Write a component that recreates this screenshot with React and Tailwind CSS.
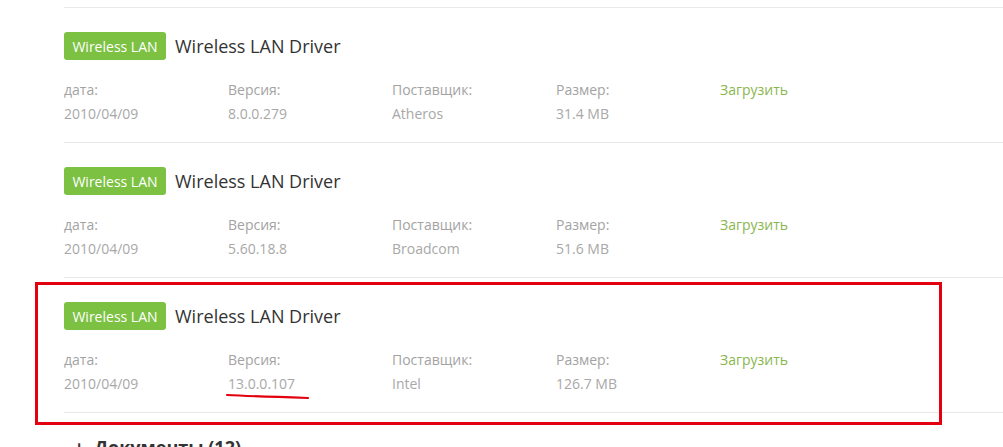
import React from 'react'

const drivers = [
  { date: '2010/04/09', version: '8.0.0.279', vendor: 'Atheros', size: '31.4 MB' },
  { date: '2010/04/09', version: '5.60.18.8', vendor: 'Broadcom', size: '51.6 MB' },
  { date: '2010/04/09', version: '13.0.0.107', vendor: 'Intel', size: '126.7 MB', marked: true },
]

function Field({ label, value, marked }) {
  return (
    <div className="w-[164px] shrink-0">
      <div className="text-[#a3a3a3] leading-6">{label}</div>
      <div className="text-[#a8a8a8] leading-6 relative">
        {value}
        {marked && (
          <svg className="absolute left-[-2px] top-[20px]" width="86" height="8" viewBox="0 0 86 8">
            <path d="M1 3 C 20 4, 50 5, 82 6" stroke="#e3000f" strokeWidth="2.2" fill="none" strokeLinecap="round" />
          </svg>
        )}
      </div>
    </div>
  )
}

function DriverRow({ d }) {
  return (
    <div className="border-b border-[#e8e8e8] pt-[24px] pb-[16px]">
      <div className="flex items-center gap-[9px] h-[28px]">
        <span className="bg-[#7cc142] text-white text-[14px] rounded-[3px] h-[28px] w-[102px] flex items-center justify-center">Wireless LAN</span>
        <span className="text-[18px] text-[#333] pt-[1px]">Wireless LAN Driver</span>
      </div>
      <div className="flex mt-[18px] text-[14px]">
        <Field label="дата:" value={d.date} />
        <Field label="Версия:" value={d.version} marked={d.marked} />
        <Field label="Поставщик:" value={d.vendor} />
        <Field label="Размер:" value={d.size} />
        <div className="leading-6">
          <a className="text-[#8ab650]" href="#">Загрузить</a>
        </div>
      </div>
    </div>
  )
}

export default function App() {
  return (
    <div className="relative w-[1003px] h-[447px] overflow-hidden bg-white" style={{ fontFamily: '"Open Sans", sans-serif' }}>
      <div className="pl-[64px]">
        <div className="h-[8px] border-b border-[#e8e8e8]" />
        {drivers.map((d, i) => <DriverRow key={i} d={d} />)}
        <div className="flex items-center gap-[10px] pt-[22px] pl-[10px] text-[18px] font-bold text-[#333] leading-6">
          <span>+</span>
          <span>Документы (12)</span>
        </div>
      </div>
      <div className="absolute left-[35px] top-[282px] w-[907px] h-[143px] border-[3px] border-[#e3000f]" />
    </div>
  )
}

::::

**STATED TASK:**
Output the lines above in full and exactly as given, omitting any pictures.

**THE ANSWER:**
Write a component that recreates this screenshot with React and Tailwind CSS.
import React from 'react'

const drivers = [
  { date: '2010/04/09', version: '8.0.0.279', vendor: 'Atheros', size: '31.4 MB' },
  { date: '2010/04/09', version: '5.60.18.8', vendor: 'Broadcom', size: '51.6 MB' },
  { date: '2010/04/09', version: '13.0.0.107', vendor: 'Intel', size: '126.7 MB', marked: true },
]

function Field({ label, value, marked }) {
  return (
    <div className="w-[164px] shrink-0">
      <div className="text-[#a3a3a3] leading-6">{label}</div>
      <div className="text-[#a8a8a8] leading-6 relative">
        {value}
        {marked && (
          <svg className="absolute left-[-2px] top-[20px]" width="86" height="8" viewBox="0 0 86 8">
            <path d="M1 3 C 20 4, 50 5, 82 6" stroke="#e3000f" strokeWidth="2.2" fill="none" strokeLinecap="round" />
          </svg>
        )}
      </div>
    </div>
  )
}

function DriverRow({ d }) {
  return (
    <div className="border-b border-[#e8e8e8] pt-[24px] pb-[16px]">
      <div className="flex items-center gap-[9px] h-[28px]">
        <span className="bg-[#7cc142] text-white text-[14px] rounded-[3px] h-[28px] w-[102px] flex items-center justify-center">Wireless LAN</span>
        <span className="text-[18px] text-[#333] pt-[1px]">Wireless LAN Driver</span>
      </div>
      <div className="flex mt-[18px] text-[14px]">
        <Field label="дата:" value={d.date} />
        <Field label="Версия:" value={d.version} marked={d.marked} />
        <Field label="Поставщик:" value={d.vendor} />
        <Field label="Размер:" value={d.size} />
        <div className="leading-6">
          <a className="text-[#8ab650]" href="#">Загрузить</a>
        </div>
      </div>
    </div>
  )
}

export default function App() {
  return (
    <div className="relative w-[1003px] h-[447px] overflow-hidden bg-white" style={{ fontFamily: '"Open Sans", sans-serif' }}>
      <div className="pl-[64px]">
        <div className="h-[8px] border-b border-[#e8e8e8]" />
        {drivers.map((d, i) => <DriverRow key={i} d={d} />)}
        <div className="flex items-center gap-[10px] pt-[22px] pl-[10px] text-[18px] font-bold text-[#333] leading-6">
          <span>+</span>
          <span>Документы (12)</span>
        </div>
      </div>
      <div className="absolute left-[35px] top-[282px] w-[907px] h-[143px] border-[3px] border-[#e3000f]" />
    </div>
  )
}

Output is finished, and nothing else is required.